With property tax caps here to stay, Stafford said county governments have to focus on income tax options or cutting their budgets. At the State of the County, Kendall said the county will have to think outside the box and explore possibly raising the county’s income tax, which sits at 1 percent as opposed to the 2 and 3 percent rate used by other counties. (Spencer County’s tax rate is 0.8 percent, Pike County’s rate is 0.75 and Daviess County has a rate of 1.75).

“Income taxes are probably one of the possibilities that might change,” Kendall said.

Stafford explained tax caps have “significant savings for property tax payers” but noted that they can put county government in a tough spot since the county either has to  spend cash balances — a temporary fix since eventually they run out —  reduce services or adopt one of the local income tax options.

He also added that after a cursory view of Dubois County’s finances, the county has shown strong fiscal management by maintaining adequate cash balances and keeping funds in reserve. The council has emphasized keeping the economic development fund at a $7 million threshold in case of a disaster or major project. But with each shortfall, the council has used money from EDIT and the number in reserve slowly falls closer to $7 million. With that in mind, budget cuts might be on the horizon.

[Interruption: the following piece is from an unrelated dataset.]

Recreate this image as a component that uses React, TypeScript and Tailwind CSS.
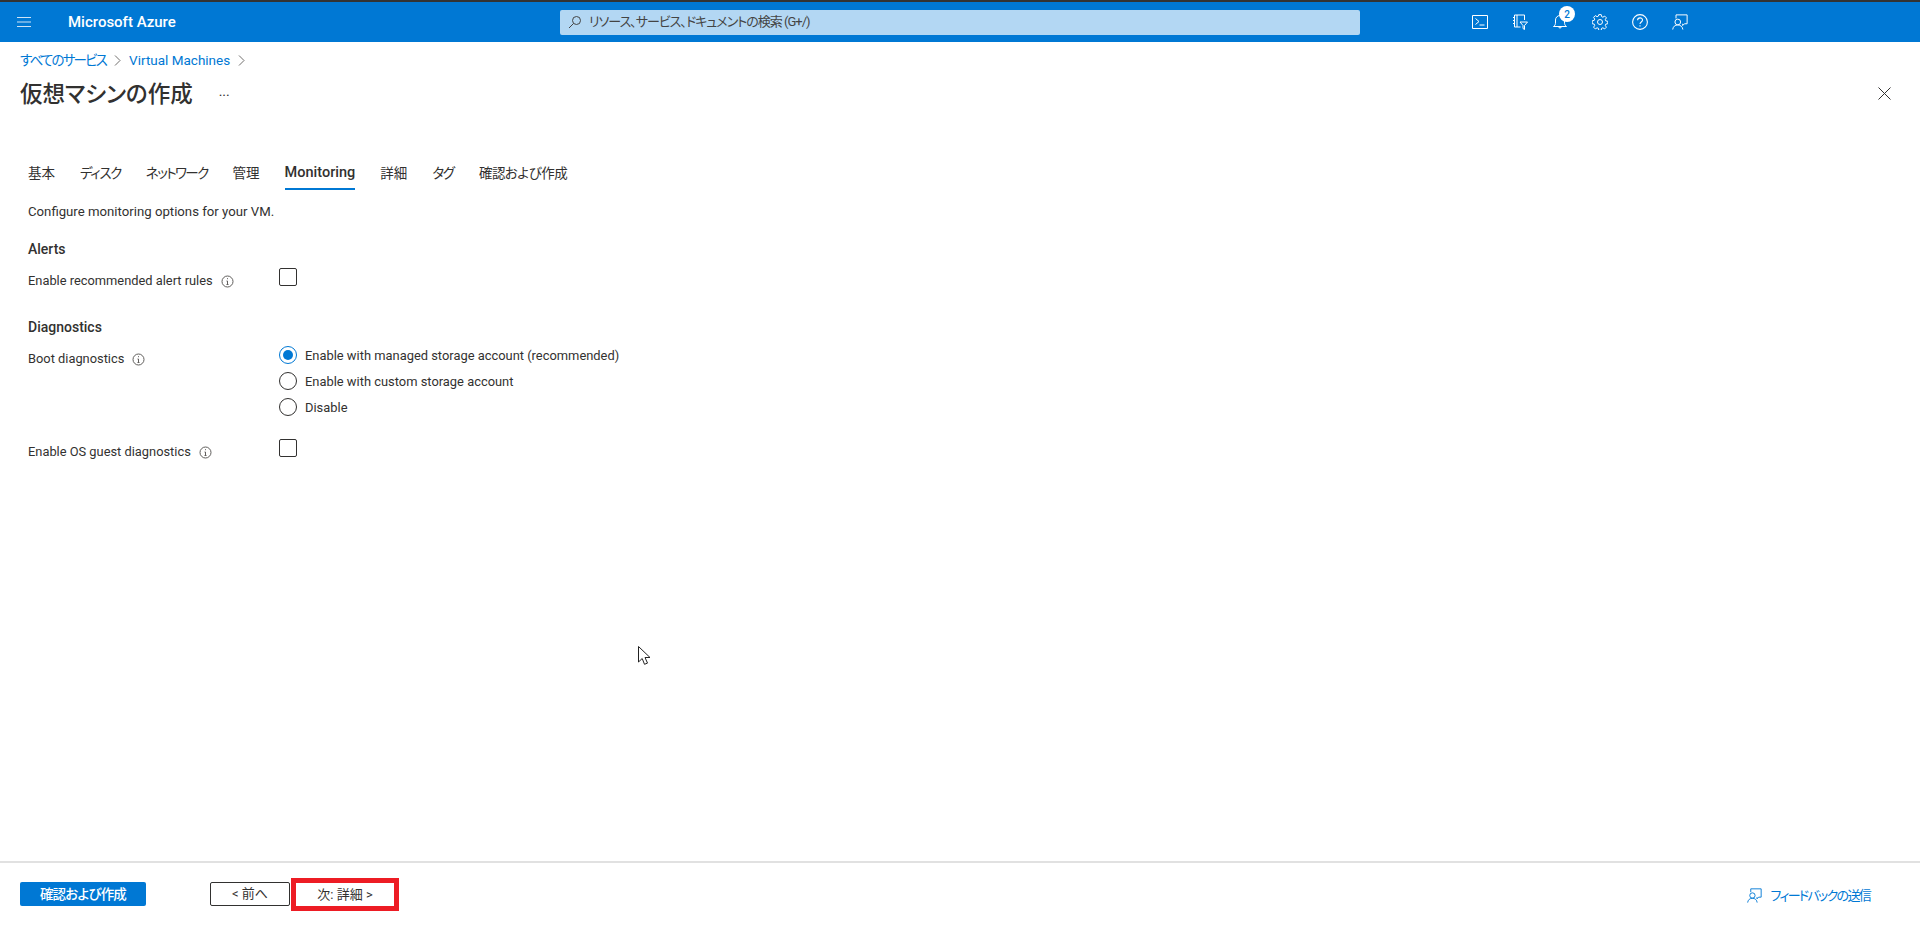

“That’s always the issue in every budget. You can never meet all the needs of local government or what its constituents would want. The tough part of budgeting is making those choices,” said Stafford, who was the Fort Wayne mayor’s chief of staff from 1988 to 2000. “I’ve been involved in local government for 40 years and I’ve yet to meet a budget process where something didn’t get left on the cutting room floor. Some of them that were desirable things to do. Some that probably weren’t so desirable. We could never have tax rates high enough to do everything. Nor would we want to live in it.”